What gender norms have to do with this?

Research has shown that women are effective negotiators when advocating for others, but not as much when negotiating for themselves. While women are just as capable as men when it comes to promoting a peer, the difference emerges in self-promotion. Moss-Racusin and Rudman (2010) proposed the backlash avoidance model to explain this phenomenon: women may fear the consequences of violating gender stereotypes that expect them to be helpful, supportive, and other-oriented.

This fear is not unfounded. Assertiveness is generally viewed positively in men, but in women, it is often perceived as aggressiveness. For example, in an experimental setting, male managers were more willing to work with “nice” women who accepted their initial compensation offers than with women who attempted to negotiate for higher pay (Bowles et al., 2007)

Why is it important to “brag” and how you can do it?

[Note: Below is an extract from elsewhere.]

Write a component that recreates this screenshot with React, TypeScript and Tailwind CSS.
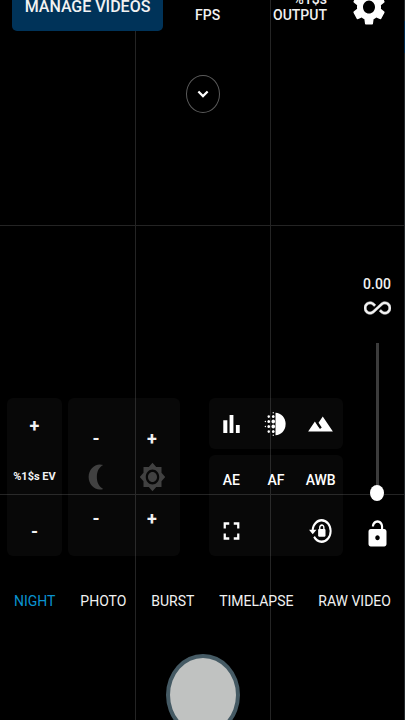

There are situations where, no matter how much you dislike bragging, you do need to advocate for yourself: when you're applying for a job, aiming for a promotion, or negotiating your salary, for instance. Other situations might be less obvious, like when you're simply seeking broader recognition beyond formal frameworks.

The reality is, people don’t always notice your achievements. You don’t remember everything you’ve done, and neither does your manager. Others don’t necessarily see your day-to-day efforts, so sometimes you have to speak up in order for them to recognise your value. Plus, while some workplaces actively promote their top performers, others may be content to keep you at a lower pay rate, even if you're doing exceptional work. If you don’t ask, you might just save them money.

So, you want to establish your worth, but you don’t want to come off as arrogant. How can you strike that balance?

If you’re preparing for a job interview or promotion, ask someone else to brag on your behalf and help you identify your strengths. It might also help to write about yourself in the third person. You might use more positive, confident language when doing so.

If you're seeking recognition for your everyday work, consider teaming up with a colleague to celebrate each other’s achievements. It's often easier to promote someone else than yourself, and this way, you can support one another without feeling like you’re boasting.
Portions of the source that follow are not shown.